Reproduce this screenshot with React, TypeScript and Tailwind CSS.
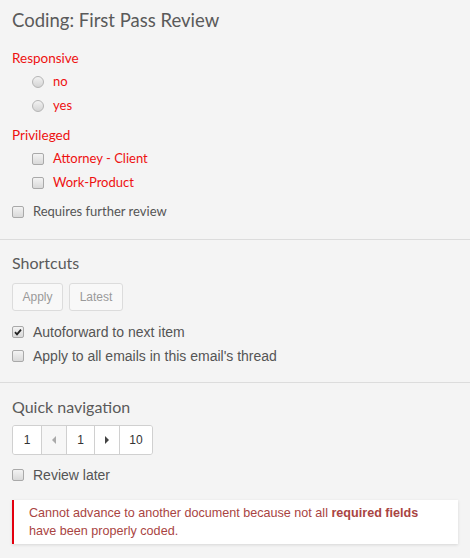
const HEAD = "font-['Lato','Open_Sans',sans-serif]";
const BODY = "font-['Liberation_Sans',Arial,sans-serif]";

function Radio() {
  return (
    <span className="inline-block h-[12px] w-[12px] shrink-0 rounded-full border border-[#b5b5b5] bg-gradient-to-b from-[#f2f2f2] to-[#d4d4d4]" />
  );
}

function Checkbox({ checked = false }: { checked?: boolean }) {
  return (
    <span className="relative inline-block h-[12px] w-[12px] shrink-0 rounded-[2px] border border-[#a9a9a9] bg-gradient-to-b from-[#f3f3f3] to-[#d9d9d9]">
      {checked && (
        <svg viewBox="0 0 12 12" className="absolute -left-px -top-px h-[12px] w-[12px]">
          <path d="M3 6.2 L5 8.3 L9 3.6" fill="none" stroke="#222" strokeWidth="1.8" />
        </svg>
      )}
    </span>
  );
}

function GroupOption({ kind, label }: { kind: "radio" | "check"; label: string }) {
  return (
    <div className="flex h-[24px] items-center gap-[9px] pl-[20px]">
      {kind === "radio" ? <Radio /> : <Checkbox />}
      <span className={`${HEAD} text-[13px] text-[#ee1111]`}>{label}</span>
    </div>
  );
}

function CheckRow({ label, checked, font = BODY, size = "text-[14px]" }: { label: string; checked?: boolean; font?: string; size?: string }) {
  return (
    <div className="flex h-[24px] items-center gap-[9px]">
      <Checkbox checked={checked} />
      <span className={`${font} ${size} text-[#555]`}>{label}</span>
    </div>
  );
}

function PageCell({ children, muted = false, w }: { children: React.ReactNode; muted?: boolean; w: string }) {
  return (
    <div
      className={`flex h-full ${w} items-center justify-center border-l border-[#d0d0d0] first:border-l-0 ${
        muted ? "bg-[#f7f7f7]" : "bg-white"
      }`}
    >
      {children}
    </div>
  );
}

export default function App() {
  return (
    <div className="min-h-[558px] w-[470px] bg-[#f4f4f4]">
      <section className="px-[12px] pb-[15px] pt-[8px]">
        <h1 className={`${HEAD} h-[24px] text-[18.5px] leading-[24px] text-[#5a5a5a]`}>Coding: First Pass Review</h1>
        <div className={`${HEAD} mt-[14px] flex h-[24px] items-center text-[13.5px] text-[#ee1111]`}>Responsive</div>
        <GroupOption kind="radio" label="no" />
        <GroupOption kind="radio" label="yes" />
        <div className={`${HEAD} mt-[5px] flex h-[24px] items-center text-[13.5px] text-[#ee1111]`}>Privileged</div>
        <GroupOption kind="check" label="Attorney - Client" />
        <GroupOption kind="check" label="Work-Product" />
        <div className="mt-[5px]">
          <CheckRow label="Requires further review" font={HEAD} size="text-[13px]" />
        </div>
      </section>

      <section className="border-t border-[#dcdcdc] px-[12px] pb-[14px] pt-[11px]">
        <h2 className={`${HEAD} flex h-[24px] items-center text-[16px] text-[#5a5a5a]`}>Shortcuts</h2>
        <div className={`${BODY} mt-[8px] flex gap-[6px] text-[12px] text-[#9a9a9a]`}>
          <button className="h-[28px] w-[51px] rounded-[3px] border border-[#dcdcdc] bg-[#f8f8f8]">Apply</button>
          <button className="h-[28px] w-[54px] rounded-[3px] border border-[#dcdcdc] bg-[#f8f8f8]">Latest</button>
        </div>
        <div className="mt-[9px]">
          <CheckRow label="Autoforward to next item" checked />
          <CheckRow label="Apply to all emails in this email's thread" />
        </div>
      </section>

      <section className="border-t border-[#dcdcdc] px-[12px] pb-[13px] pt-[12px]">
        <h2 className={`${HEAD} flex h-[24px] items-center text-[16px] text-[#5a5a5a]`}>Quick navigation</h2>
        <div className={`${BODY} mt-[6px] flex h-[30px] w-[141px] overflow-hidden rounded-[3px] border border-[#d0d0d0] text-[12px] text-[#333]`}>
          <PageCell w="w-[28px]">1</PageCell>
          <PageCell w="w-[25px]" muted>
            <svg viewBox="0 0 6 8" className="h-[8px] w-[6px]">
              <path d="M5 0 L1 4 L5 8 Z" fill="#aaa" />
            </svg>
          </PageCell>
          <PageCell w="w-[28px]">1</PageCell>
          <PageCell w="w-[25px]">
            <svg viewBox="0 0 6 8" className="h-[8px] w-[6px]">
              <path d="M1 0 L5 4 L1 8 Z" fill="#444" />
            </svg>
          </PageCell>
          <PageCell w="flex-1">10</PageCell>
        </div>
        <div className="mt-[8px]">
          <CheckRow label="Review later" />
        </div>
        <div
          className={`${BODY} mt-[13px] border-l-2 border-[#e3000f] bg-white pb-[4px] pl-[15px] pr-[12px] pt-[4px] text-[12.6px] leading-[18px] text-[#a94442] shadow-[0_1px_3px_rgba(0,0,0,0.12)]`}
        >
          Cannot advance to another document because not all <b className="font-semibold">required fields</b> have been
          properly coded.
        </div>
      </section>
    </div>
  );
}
---*---
WHAT IS REQUIRED - Each line of the data is to be duplicated exactly; pictures stay out of the copy.

CORRECT OUTPUT -
Reproduce this screenshot with React, TypeScript and Tailwind CSS.
const HEAD = "font-['Lato','Open_Sans',sans-serif]";
const BODY = "font-['Liberation_Sans',Arial,sans-serif]";

function Radio() {
  return (
    <span className="inline-block h-[12px] w-[12px] shrink-0 rounded-full border border-[#b5b5b5] bg-gradient-to-b from-[#f2f2f2] to-[#d4d4d4]" />
  );
}

function Checkbox({ checked = false }: { checked?: boolean }) {
  return (
    <span className="relative inline-block h-[12px] w-[12px] shrink-0 rounded-[2px] border border-[#a9a9a9] bg-gradient-to-b from-[#f3f3f3] to-[#d9d9d9]">
      {checked && (
        <svg viewBox="0 0 12 12" className="absolute -left-px -top-px h-[12px] w-[12px]">
          <path d="M3 6.2 L5 8.3 L9 3.6" fill="none" stroke="#222" strokeWidth="1.8" />
        </svg>
      )}
    </span>
  );
}

function GroupOption({ kind, label }: { kind: "radio" | "check"; label: string }) {
  return (
    <div className="flex h-[24px] items-center gap-[9px] pl-[20px]">
      {kind === "radio" ? <Radio /> : <Checkbox />}
      <span className={`${HEAD} text-[13px] text-[#ee1111]`}>{label}</span>
    </div>
  );
}

function CheckRow({ label, checked, font = BODY, size = "text-[14px]" }: { label: string; checked?: boolean; font?: string; size?: string }) {
  return (
    <div className="flex h-[24px] items-center gap-[9px]">
      <Checkbox checked={checked} />
      <span className={`${font} ${size} text-[#555]`}>{label}</span>
    </div>
  );
}

function PageCell({ children, muted = false, w }: { children: React.ReactNode; muted?: boolean; w: string }) {
  return (
    <div
      className={`flex h-full ${w} items-center justify-center border-l border-[#d0d0d0] first:border-l-0 ${
        muted ? "bg-[#f7f7f7]" : "bg-white"
      }`}
    >
      {children}
    </div>
  );
}

export default function App() {
  return (
    <div className="min-h-[558px] w-[470px] bg-[#f4f4f4]">
      <section className="px-[12px] pb-[15px] pt-[8px]">
        <h1 className={`${HEAD} h-[24px] text-[18.5px] leading-[24px] text-[#5a5a5a]`}>Coding: First Pass Review</h1>
        <div className={`${HEAD} mt-[14px] flex h-[24px] items-center text-[13.5px] text-[#ee1111]`}>Responsive</div>
        <GroupOption kind="radio" label="no" />
        <GroupOption kind="radio" label="yes" />
        <div className={`${HEAD} mt-[5px] flex h-[24px] items-center text-[13.5px] text-[#ee1111]`}>Privileged</div>
        <GroupOption kind="check" label="Attorney - Client" />
        <GroupOption kind="check" label="Work-Product" />
        <div className="mt-[5px]">
          <CheckRow label="Requires further review" font={HEAD} size="text-[13px]" />
        </div>
      </section>

      <section className="border-t border-[#dcdcdc] px-[12px] pb-[14px] pt-[11px]">
        <h2 className={`${HEAD} flex h-[24px] items-center text-[16px] text-[#5a5a5a]`}>Shortcuts</h2>
        <div className={`${BODY} mt-[8px] flex gap-[6px] text-[12px] text-[#9a9a9a]`}>
          <button className="h-[28px] w-[51px] rounded-[3px] border border-[#dcdcdc] bg-[#f8f8f8]">Apply</button>
          <button className="h-[28px] w-[54px] rounded-[3px] border border-[#dcdcdc] bg-[#f8f8f8]">Latest</button>
        </div>
        <div className="mt-[9px]">
          <CheckRow label="Autoforward to next item" checked />
          <CheckRow label="Apply to all emails in this email's thread" />
        </div>
      </section>

      <section className="border-t border-[#dcdcdc] px-[12px] pb-[13px] pt-[12px]">
        <h2 className={`${HEAD} flex h-[24px] items-center text-[16px] text-[#5a5a5a]`}>Quick navigation</h2>
        <div className={`${BODY} mt-[6px] flex h-[30px] w-[141px] overflow-hidden rounded-[3px] border border-[#d0d0d0] text-[12px] text-[#333]`}>
          <PageCell w="w-[28px]">1</PageCell>
          <PageCell w="w-[25px]" muted>
            <svg viewBox="0 0 6 8" className="h-[8px] w-[6px]">
              <path d="M5 0 L1 4 L5 8 Z" fill="#aaa" />
            </svg>
          </PageCell>
          <PageCell w="w-[28px]">1</PageCell>
          <PageCell w="w-[25px]">
            <svg viewBox="0 0 6 8" className="h-[8px] w-[6px]">
              <path d="M1 0 L5 4 L1 8 Z" fill="#444" />
            </svg>
          </PageCell>
          <PageCell w="flex-1">10</PageCell>
        </div>
        <div className="mt-[8px]">
          <CheckRow label="Review later" />
        </div>
        <div
          className={`${BODY} mt-[13px] border-l-2 border-[#e3000f] bg-white pb-[4px] pl-[15px] pr-[12px] pt-[4px] text-[12.6px] leading-[18px] text-[#a94442] shadow-[0_1px_3px_rgba(0,0,0,0.12)]`}
        >
          Cannot advance to another document because not all <b className="font-semibold">required fields</b> have been
          properly coded.
        </div>
      </section>
    </div>
  );
}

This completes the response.